Minister Dick concluded his speech by noting that:
“The Palaszczuk government is committed to improving sexual health outcomes for all Queenslanders regardless of their sexual orientation or preferences. The bill demonstrates this by standardising the age of consent for all forms of sexual intercourse, reflecting community expectations and removing a source of discrimination against young people on the basis of their sexual orientation…” [emphasis added].
The Palaszczuk Government was right to identify that an unequal age of consent specifically discriminated against young people on the basis of their homosexuality and bisexuality. They, and the Queensland Parliament more generally, were also right to remedy this injustice by passing the Health and Other Legislation Amendment Act 2016 to finally introduce an equal age of consent.
Which makes it all-the-more puzzling why they have made the wrong decision in limiting the operation of the historical homosexual convictions expungement scheme to offences that occurred before 19 January 1991.
By tying the Criminal Law (Historical Homosexual Convictions Expungement) Bill 2017 to the ‘act’ of decriminalisation, they have effectively tied the Queensland expungement scheme to legislation that itself was discriminatory.
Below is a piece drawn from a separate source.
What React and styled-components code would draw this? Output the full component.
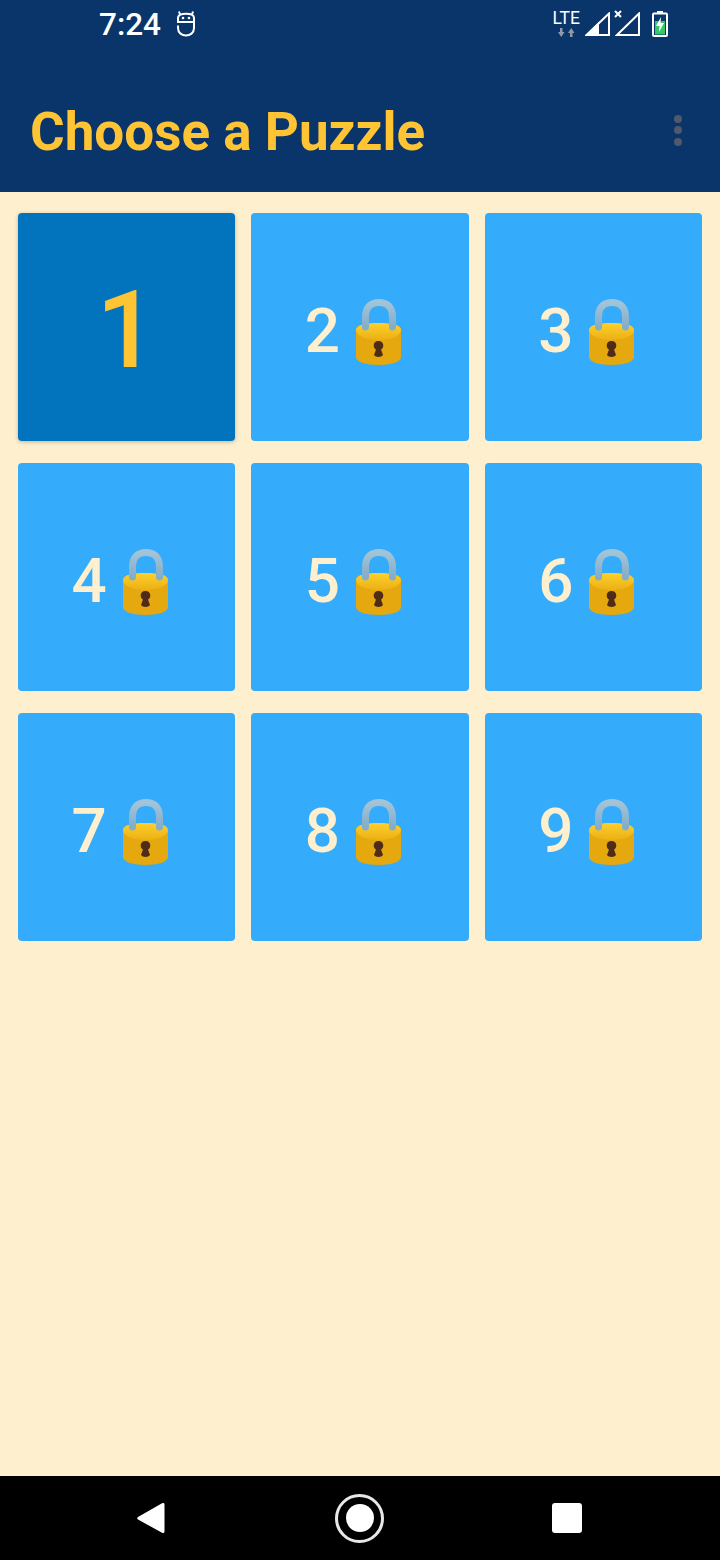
import styled, { createGlobalStyle } from 'styled-components'

const PUZZLES = [1, 2, 3, 4, 5, 6, 7, 8, 9]

const LockIcon = () => (
  <LockSvg viewBox="0 0 46 66">
    <defs>
      <linearGradient id="lockTop" x1="0" y1="0" x2="0" y2="1">
        <stop offset="0" stopColor="#fdd02c" />
        <stop offset="1" stopColor="#ebb014" />
      </linearGradient>
      <linearGradient id="shackle" x1="0" y1="0" x2="0" y2="1">
        <stop offset="0" stopColor="#a3c4d8" />
        <stop offset="1" stopColor="#84adc8" />
      </linearGradient>
    </defs>
    <path d="M0 31 C0 26 10 24 22.500 24 C35 24 45 26 45 31 V58 C45 63 35 66 22.500 66 C10 66 0 63 0 58 Z" fill="#e5a80f" />
    <path d="M0 31 C0 26 10 24 22.500 24 C35 24 45 26 45 31 C45 37 35 41 22.500 41 C10 41 0 37 0 31 Z" fill="url(#lockTop)" />
    <path d="M9.500 28 V18 C9.500 8 15 3.500 23 3.500 C31 3.500 36.500 8 36.500 18 V28" fill="none" stroke="url(#shackle)" strokeWidth="7" strokeLinecap="round" />
    <path d="M22.500 42 C19.500 42 17.700 44 17.700 46.500 C17.700 48.500 18.700 49.800 20 50.600 L18 56 C19.500 58.600 25.500 58.600 27 56 L25 50.600 C26.300 49.800 27.300 48.500 27.300 46.500 C27.300 44 25.500 42 22.500 42 Z" fill="#4e2c17" />
  </LockSvg>
)

const BotIcon = () => (
  <svg width="20" height="26" viewBox="0 0 20 26" fill="none" stroke="#fff" strokeWidth="2">
    <path d="M3 0.500 L4 3.500 M17 0.500 L16 3.500" />
    <path d="M2 11 V7 C2 3.500 6 2.800 10 2.800 C14 2.800 18 3.500 18 7 V11 Z" />
    <path d="M18 11 V17 C18 22 14 24.500 10 24.500 C6 24.500 2 22 2 17 V14.500" />
    <circle cx="7" cy="7" r="1.300" fill="#fff" stroke="none" />
    <circle cx="13" cy="7" r="1.300" fill="#fff" stroke="none" />
  </svg>
)

const SignalFull = () => (
  <svg width="25" height="24" viewBox="0 0 25 24">
    <path d="M1.500 23 L24 1.500 V23 Z" fill="none" stroke="#fff" strokeWidth="2" />
    <path d="M0 24 L14 10 V24 Z" fill="#fff" />
  </svg>
)

const SignalEmpty = () => (
  <NoDataSignal>
    <svg width="10" height="10" viewBox="0 0 10 10" stroke="#fff" strokeWidth="2">
      <path d="M2 2 L8 8 M8 2 L2 8" />
    </svg>
    <svg width="25" height="24" viewBox="0 0 25 24">
      <path d="M2 23 L24 1.500 V23 Z" fill="none" stroke="#fff" strokeWidth="2" />
    </svg>
  </NoDataSignal>
)

const BatteryIcon = () => (
  <svg width="16" height="26" viewBox="0 0 16 26">
    <path d="M5 0 H11 V2 H5 Z" fill="#fff" />
    <rect x="1" y="2.500" width="14" height="22.500" rx="1" fill="none" stroke="#fff" strokeWidth="2" />
    <rect x="3" y="10" width="10" height="13.500" fill="#35c76a" />
    <path d="M9 6 L4 15 H7.500 L7 21 L12 12 H8.500 Z" fill="#fff" />
  </svg>
)

const App = () => {
  return (
    <Page>
      <GlobalStyle />
      <Header>
        <StatusBar>
          <Time>7:24</Time>
          <BotIcon />
          <StatusIcons>
            <Lte>
              <LteLabel>LTE</LteLabel>
              <svg width="17" height="9" viewBox="0 0 17 9" fill="#8f9aa9">
                <path d="M2 4 V0 H4.500 V4 H6.500 L3.250 9 L0 4 Z" />
                <path d="M12 5 V9 H14.500 V5 H16.500 L13.250 0 L10 5 Z" />
              </svg>
            </Lte>
            <SignalFull />
            <SignalEmpty />
            <BatterySlot>
              <BatteryIcon />
            </BatterySlot>
          </StatusIcons>
        </StatusBar>
        <Toolbar>
          <Title>Choose a Puzzle</Title>
          <Overflow>
            <Dot />
            <Dot />
            <Dot />
          </Overflow>
        </Toolbar>
      </Header>

      <Main>
        <Grid>
          {PUZZLES.map((n) => (
            <PuzzleButton key={n} $unlocked={n === 1}>
              {n}
              {n !== 1 && <LockIcon />}
            </PuzzleButton>
          ))}
        </Grid>
      </Main>

      <NavBar>
        <BackIcon viewBox="0 0 28 32">
          <path d="M26 1 C27 1 27.500 1.500 27.500 2.500 V29.500 C27.500 30.500 26.500 31.500 25.500 31 L1 17.500 C0 17 0 15.500 1 15 L25 1.300 Z" />
        </BackIcon>
        <HomeRing>
          <HomeDot />
        </HomeRing>
        <RecentSquare />
      </NavBar>
    </Page>
  )
}

const GlobalStyle = createGlobalStyle`
  body {
    margin: 0;
    font-family: Roboto, "Liberation Sans", sans-serif;
  }
`

const Page = styled.div`
  width: 720px;
  height: 1560px;
  display: flex;
  flex-direction: column;
  background-color: #fef0cf;
`

const Header = styled.header`
  height: 192px;
  flex-shrink: 0;
  background-color: #0a356b;
`

const StatusBar = styled.div`
  height: 48px;
  display: flex;
  align-items: center;
  gap: 15px;
  padding: 0 52px 0 99px;
`

const Time = styled.span`
  font-size: 31.500px;
  font-weight: 500;
  color: #fff;
`

const StatusIcons = styled.div`
  margin-left: auto;
  display: flex;
  align-items: center;
  gap: 4px;
`

const Lte = styled.div`
  display: flex;
  flex-direction: column;
  align-items: center;
  gap: 2px;
  margin-right: 1px;
`

const LteLabel = styled.span`
  font-size: 17.500px;
  line-height: 15px;
  color: #fff;
`

const NoDataSignal = styled.div`
  display: flex;
  align-items: flex-start;
  margin-left: -1px;

  svg:first-child {
    margin-right: -8px;
    margin-top: -3px;
  }
`

const BatterySlot = styled.div`
  margin-left: 8px;
  display: flex;
`

const Toolbar = styled.div`
  height: 144px;
  display: flex;
  align-items: center;
  justify-content: space-between;
  padding: 24px 38px 0 30px;
  box-sizing: border-box;
`

const Title = styled.h1`
  margin: 0;
  font-size: 53px;
  font-weight: 700;
  color: #ffc433;
`

const Overflow = styled.div`
  display: flex;
  flex-direction: column;
  gap: 3.500px;
  margin-bottom: 4px;
`

const Dot = styled.span`
  width: 8px;
  height: 8px;
  border-radius: 50%;
  background-color: #50596a;
`

const Main = styled.main`
  flex: 1;
  padding: 21px 18px 0;
`

const Grid = styled.div`
  display: grid;
  grid-template-columns: repeat(3, 1fr);
  grid-auto-rows: 228px;
  column-gap: 16px;
  row-gap: 22px;
`

const PuzzleButton = styled.div`
  display: flex;
  align-items: center;
  justify-content: center;
  padding-top: 6px;
  box-sizing: border-box;
  border-radius: 4px;
  background-color: ${({ $unlocked }) => ($unlocked ? '#0274be' : '#34abfb')};
  color: ${({ $unlocked }) => ($unlocked ? '#ffc433' : '#fef0cf')};
  font-size: ${({ $unlocked }) => ($unlocked ? '107px' : '62px')};
  font-weight: 500;
  box-shadow: ${({ $unlocked }) => ($unlocked ? '0 1px 4px rgba(0, 0, 0, 0.25)' : 'none')};
`

const LockSvg = styled.svg`
  width: 46px;
  height: 66px;
  margin: 3px 13px 0 16px;
`

const NavBar = styled.nav`
  height: 84px;
  flex-shrink: 0;
  display: flex;
  align-items: center;
  justify-content: space-between;
  padding: 0 138px 0 137px;
  background-color: #000;
`

const BackIcon = styled.svg`
  width: 28px;
  height: 32px;
  margin-right: 2px;
  fill: #fff;
`

const HomeRing = styled.div`
  width: 49px;
  height: 49px;
  box-sizing: border-box;
  border: 3px solid #e8e8e8;
  border-radius: 50%;
  display: flex;
  align-items: center;
  justify-content: center;
`

const HomeDot = styled.span`
  width: 28px;
  height: 28px;
  border-radius: 50%;
  background-color: #fff;
`

const RecentSquare = styled.span`
  width: 30px;
  height: 30px;
  border-radius: 3px;
  background-color: #fff;
`

export default App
In doing so, they have developed a scheme that would deliberately exclude people who were charged or convicted for offences between January 1991 and September 2016 who would not have been were it not for their sexual orientation.
Those charges and convictions were also unjust, and that injustice should be addressed through this expungement scheme. To do otherwise – to exclude people adversely affected by the unequal age of consent which existed for a quarter of a century – is simply to perpetuate this discrimination.
It would also leave Queensland out of step with other Australian jurisdictions – with the equivalent NSW scheme allowing people charged or convicted because of the unequal age of consent which operated there between 1984 and 2003 to apply for those records to be expunged. Queensland should follow suit.
Recommendation 1: The Criminal Law (Historical Homosexual Convictions Expungement) Bill 2017 should apply to charges and convictions that were caused by the unequal age of consent for anal intercourse between January 1991 and September 2016.
The second, related flaw of this legislation is that, even for criminal offences committed prior to 19 January 1991, the right to apply to have these records expunged is limited to acts in which both parties were aged 18 years or over.
The rationale for this decision was explained in Attorney-General Yvette D’Ath’s second reading speech in the following way:
“[T]he criteria for the expungement of a Criminal Code male homosexual offence in the bill has regard to the age of consent at the date of decriminalisation on 19 January 1991 – that is, 18 years. This retains the expungement scheme’s nexus with the decriminalisation of consensual adult homosexual activity and confirms that the scheme is only applicable to historical charges and convictions. It also ensures that there is no discrimination between people charged or convicted with offences between 1991 and 2016 or people charged before the age of consent for sexual activity other than anal intercourse was changed in Queensland in 1976 from 17 years to 16 years.”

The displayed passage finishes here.